To explore whether the models can plausibly generate such deviations in territory sizes we introduce a further simulation step. Rather than assigning a constant activity cessation rate to each gang in Step 2 of the simulation, we assign \(m_{i}\) randomly to each gang over a range between 0.3 and 0.8 for each iteration.Footnote 3 The parameter range is arbitrary, but implies that a gang ceases activity at 30–80% of all sites in any instant in time. Figure 9b shows that introducing variation in activity cessation rates induces a wider range of homicide in- and out-degrees. But the added variation is not sufficient to encompass the most extreme outliers in territory size such as Primera Flats or Tiny Boys. It is possible that more complete exploration of parameter space would find somewhat better alignment between the models and observed data. It seems more appropriate, however, to suggest revisions to the model that take into account more realistic behavioral and environmental effects.

Discussion and conclusions

We started this paper by highlighting the fact that competitive interactions between rival gangs often appear imbalanced. Some gangs are net exporters of violence (i.e., more often aggressors in homicides), while others are net importers (i.e., more often targets in homicides). It is reasonable to suppose that such imbalances in violence reflect imbalances in competitive ability since violence appears central to how gangs “jockey for positions of dominance” (Papachristos 2009, p. 76). Exactly how these dynamics unfold remains an open question, however, since we do not have formal expectations about how competitive dominance, gang size and directionality of violence should be related.

To rectify this situation, we turned to mathematical models first developed to deal with analogous problems observed in plant ecology (Tilman 1994). The key advantage of Tilman’s model is that it allows us to make strict assumptions about competitive dominance and follow those assumptions through to their empirical expectations. The key assumption is that a superior competitor can always displace an inferior competitor wherever they are encountered and always hold a site against any incursion by an inferior competitor. Under such conditions inferior competitors can persist if they can quickly exploit space as soon as it is vacated by superior competitors and/or if they can hold onto empty space longer before they are displaced. In essence, inferior competitors are able to survive in the “interstices” between superior competitors. We mapped Tilman’s model onto the case of criminal street gangs by focusing on activity patterns. Many of our general observations parallel exactly those of Tilman. Our unique contribution was to extend the model to produce expectations about the relationships between competitive ability, gang size and the directionality of violence.

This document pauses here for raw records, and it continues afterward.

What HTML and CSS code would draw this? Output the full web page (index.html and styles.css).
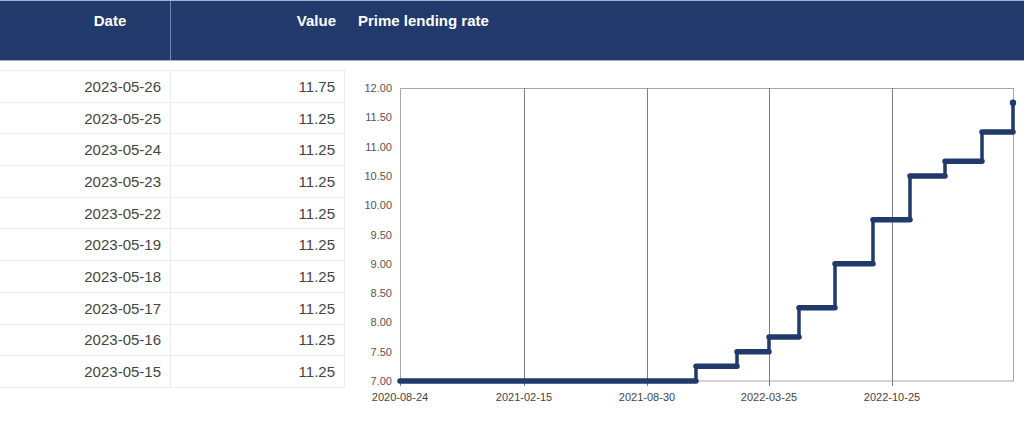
FILE: index.html
```html
<!DOCTYPE html>
<html lang="en">
<head>
<meta charset="utf-8">
<title>Prime lending rate</title>
<link rel="stylesheet" href="styles.css">
</head>
<body>
<div class="page">
  <section class="table-panel">
    <div class="thead">
      <div class="th th-date">Date</div>
      <div class="th th-value">Value</div>
    </div>
    <div class="tbody">
      <div class="tr"><div class="td td-date">2023-05-26</div><div class="td td-value">11.75</div></div>
      <div class="tr"><div class="td td-date">2023-05-25</div><div class="td td-value">11.25</div></div>
      <div class="tr"><div class="td td-date">2023-05-24</div><div class="td td-value">11.25</div></div>
      <div class="tr"><div class="td td-date">2023-05-23</div><div class="td td-value">11.25</div></div>
      <div class="tr"><div class="td td-date">2023-05-22</div><div class="td td-value">11.25</div></div>
      <div class="tr"><div class="td td-date">2023-05-19</div><div class="td td-value">11.25</div></div>
      <div class="tr"><div class="td td-date">2023-05-18</div><div class="td td-value">11.25</div></div>
      <div class="tr"><div class="td td-date">2023-05-17</div><div class="td td-value">11.25</div></div>
      <div class="tr"><div class="td td-date">2023-05-16</div><div class="td td-value">11.25</div></div>
      <div class="tr"><div class="td td-date">2023-05-15</div><div class="td td-value">11.25</div></div>
    </div>
  </section>
  <section class="chart-panel">
    <div class="chart-head">Prime lending rate</div>
    <svg class="chart" viewBox="345 61 679 362" width="679" height="362" xmlns="http://www.w3.org/2000/svg">
      <g class="ylabels">
        <text x="392" y="92">12.00</text>
        <text x="392" y="121.3">11.50</text>
        <text x="392" y="150.6">11.00</text>
        <text x="392" y="179.9">10.50</text>
        <text x="392" y="209.2">10.00</text>
        <text x="392" y="238.5">9.50</text>
        <text x="392" y="267.8">9.00</text>
        <text x="392" y="297.1">8.50</text>
        <text x="392" y="326.4">8.00</text>
        <text x="392" y="355.7">7.50</text>
        <text x="392" y="385">7.00</text>
      </g>
      <rect class="frame" x="400.5" y="88.5" width="613" height="292.5"/>
      <g class="vgrid">
        <line x1="524.5" y1="88" x2="524.5" y2="386"/>
        <line x1="647.5" y1="88" x2="647.5" y2="386"/>
        <line x1="769.5" y1="88" x2="769.5" y2="386"/>
        <line x1="892.5" y1="88" x2="892.5" y2="386"/>
        <line x1="400.5" y1="381" x2="400.5" y2="386"/>
      </g>
      <g class="xlabels">
        <text x="400" y="401">2020-08-24</text>
        <text x="524" y="401">2021-02-15</text>
        <text x="647" y="401">2021-08-30</text>
        <text x="769" y="401">2022-03-25</text>
        <text x="892" y="401">2022-10-25</text>
      </g>
      <g class="series">
        <path class="risers" d="M696 381 V366.35 M737 366.35 V351.7 M769 351.7 V337.05 M799 337.05 V307.75 M835 307.75 V263.8 M873 263.8 V219.85 M910 219.85 V175.9 M945 175.9 V161.25 M982 161.25 V131.95 M1013 131.95 V102.65"/>
        <path class="treads" d="M400 381 H696 M696 366.35 H737 M737 351.7 H769 M769 337.05 H799 M799 307.75 H835 M835 263.8 H873 M873 219.85 H910 M910 175.9 H945 M945 161.25 H982 M982 131.95 H1013"/>
        <circle class="dot" cx="1013" cy="102.65" r="3.2"/>
      </g>
    </svg>
  </section>
</div>
</body>
</html>
```

FILE: styles.css
```css
* { box-sizing: border-box; }

html, body {
  margin: 0;
  padding: 0;
  background: #ffffff;
  font-family: "Liberation Sans", Arial, sans-serif;
}

.page {
  display: flex;
  width: 1024px;
  height: 423px;
  overflow: hidden;
}

.table-panel {
  width: 345px;
  flex: none;
}

.thead {
  display: flex;
  height: 61px;
  background: #213a6b;
  border-top: 1px solid #9fb0d2;
  border-bottom: 1px solid #9fb0d2;
}

.th {
  color: #ffffff;
  font-weight: bold;
  font-size: 15px;
  padding-top: 11px;
}

.th-date {
  width: 171px;
  text-align: center;
  padding-left: 50px;
  border-right: 1px solid #6f86b4;
}

.th-value {
  flex: 1;
  text-align: right;
  padding-right: 9px;
}

.tbody {
  margin-top: 9px;
  border-top: 1px solid #ededed;
}

.tr {
  display: flex;
  height: 31.7px;
  border-bottom: 1px solid #ededed;
}

.td {
  font-size: 15px;
  color: #444444;
  padding-right: 9px;
  display: flex;
  align-items: center;
  justify-content: flex-end;
}

.td-date {
  width: 171px;
  border-right: 1px solid #ededed;
}

.td-value {
  flex: 1;
  border-right: 1px solid #ededed;
}

.chart-panel {
  flex: 1;
  display: flex;
  flex-direction: column;
}

.chart-head {
  height: 61px;
  flex: none;
  background: #213a6b;
  border-top: 1px solid #9fb0d2;
  border-bottom: 1px solid #9fb0d2;
  color: #ffffff;
  font-weight: bold;
  font-size: 15px;
  padding: 11px 0 0 13px;
}

.chart {
  display: block;
}

.ylabels text {
  font-family: "Liberation Sans", Arial, sans-serif;
  font-size: 11px;
  fill: #555555;
  text-anchor: end;
}

.xlabels text {
  font-family: "Liberation Sans", Arial, sans-serif;
  font-size: 11px;
  fill: #444444;
  text-anchor: middle;
}

.frame {
  fill: none;
  stroke: #a6a6a6;
  stroke-width: 1;
}

.vgrid line {
  stroke: #7d7d7d;
  stroke-width: 1;
}

.risers {
  fill: none;
  stroke: #21396b;
  stroke-width: 3.5;
}

.treads {
  fill: none;
  stroke: #21396b;
  stroke-width: 5.5;
  stroke-linecap: round;
}

.dot {
  fill: #21396b;
}
```
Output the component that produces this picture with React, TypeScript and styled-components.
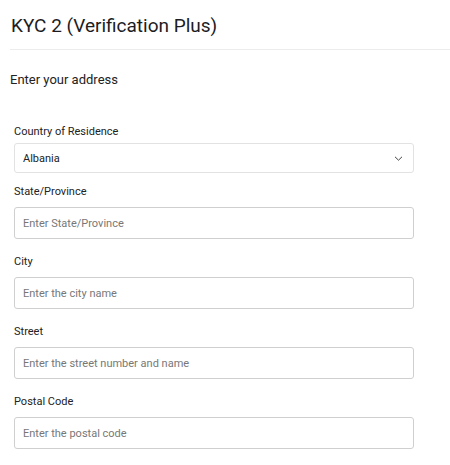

The model suggests that gang size, when measured as the proportion of space used by a gang, is not a simple proxy for a gang’s competitive rank (see especially Figs. 2, 3). Gang size and competitive rank are only positively correlated if all gangs in a competitive hierarchy adopt a pure strategy for coexistence. That is, all of the gangs must either have identical activity cessation rates and leverage variable activity spread rates, or have identical activity spread rates and leverage variable activity cessation rates. If individual gangs adopt mixed strategies, then gang size fails to track competitive rank. The largest gangs can be competitively inferior and the smallest competitive superior in terms of absolute displacement ability. The models also suggest that the directionality of violence, as measured by the homicide in- and out-degree per gang, is also not a simple proxy for competitive rank (see especially Fig. 5). Large gangs typically experience more overall violence (cumulative in- and out-degree), compared with small gangs. However, variation in competitive rank (and random noise in activity cessation and spread rates) can cause a gang to flip from being a net-importer to a net exporter of violence.

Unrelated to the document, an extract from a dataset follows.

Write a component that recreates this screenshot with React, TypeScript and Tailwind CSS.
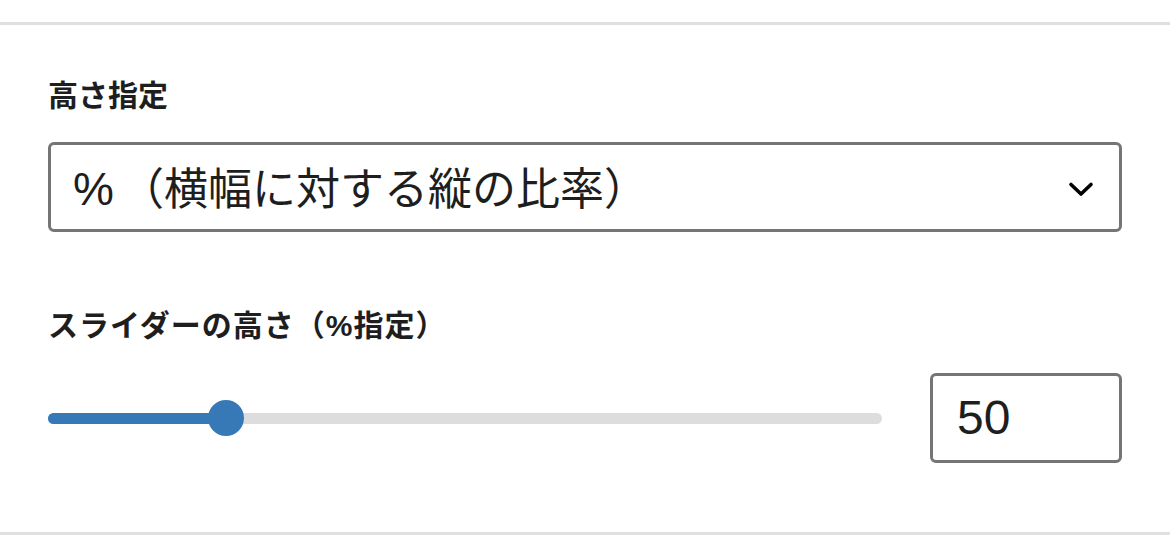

We examined the implications of the models using homicide data from LAPD’s Hollenbeck Community Policing Area. Territory size is not strongly correlated with the directionality of violence between rivals, as measured by in- and out-degree over the homicide network. Territory size is only marginally better at predicting the total volume of violence. The model presented here suggests that we should not be surprised by this result as competitive ability, gang size and directionality of violence need not be strongly connected, even where absolute competitive dominance exists. The observed in- and out-degrees for the Hollenbeck homicide network is perhaps more consistent with gangs leveraging faster activity spread rates to circumvent competitive asymmetries than an alternative model of slower activity cessation rates. However, we have not performed rigorous model evaluation as there remain many unknowns that deserve further theoretical discussion (see below). Nevertheless, it is reasonable to hypothesize that gangs such as El Sereno, and perhaps Clover, are net importers of violence as a result of large size and relatively high-rank in competitive ability. By contrast, gangs such as KAM and Lincoln Heights may be net-exporters of violence because of an intermediate size and relatively low competitive rank. However, there are gangs that do not neatly align with model expectations. These outliers either have observed in-degrees that are much larger than expected for the small territory size (e.g., Primera Flats, Tiny Boys), or much smaller than expected for their large territory size (e.g., Metro 13). Assuming that the in- and out-degree counts are accurate, alignment with model expectations would require that territory sizes be adjusted upwards or downwards.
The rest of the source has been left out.